The following is a summary of “Incidence of Parkinson’s disease in Germany based on prevalence data from 70 million patients of the statutory health insurance,” published in the June 2024 issue of Neurology by Wattenbach et al.
Parkinson’s disease (PD) is a brain disorder that attacks both movement and mood control.
Researchers conducted a retrospective study to estimate the age—and sex-specific incidence of PD in Germany. They employed an illness-death model and a corresponding partial differential equation (PDE) informed by prevalence and mortality data.
They estimated the age- and sex-specific incidence of PD in Germany based on a PDE describing an illness-death model. Prevalence rates (2010 to 2019) were sourced from the Central Institute for Statutory Health Insurance (Zi). The PD mortality rates were extrapolated using population data from Norway. Incidence was estimated using bootstrapping (median of 5000 samples), with 95% CI used to assess accuracy.
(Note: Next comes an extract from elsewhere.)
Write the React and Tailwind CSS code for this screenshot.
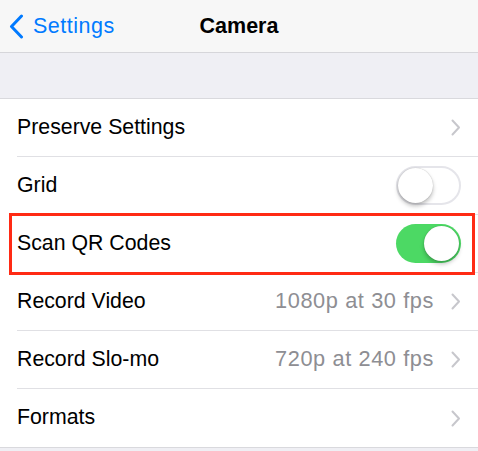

The results showed that men had higher PD incidences than women across all age groups. The highest incidences (median of 5000 bootstrap samples) occurred at age 85, with 538.49 cases per 100,000 person-years (py) in men and 284.09 per 100,000 py in women. The widening 95% CI with increasing age indicated greater uncertainty in the estimation.
Investigators concluded that the illness-death model and corresponding PDE effectively estimated the incidence of PD as a chronic illness, reducing overestimation bias and yielding more accurate rates for further analysis.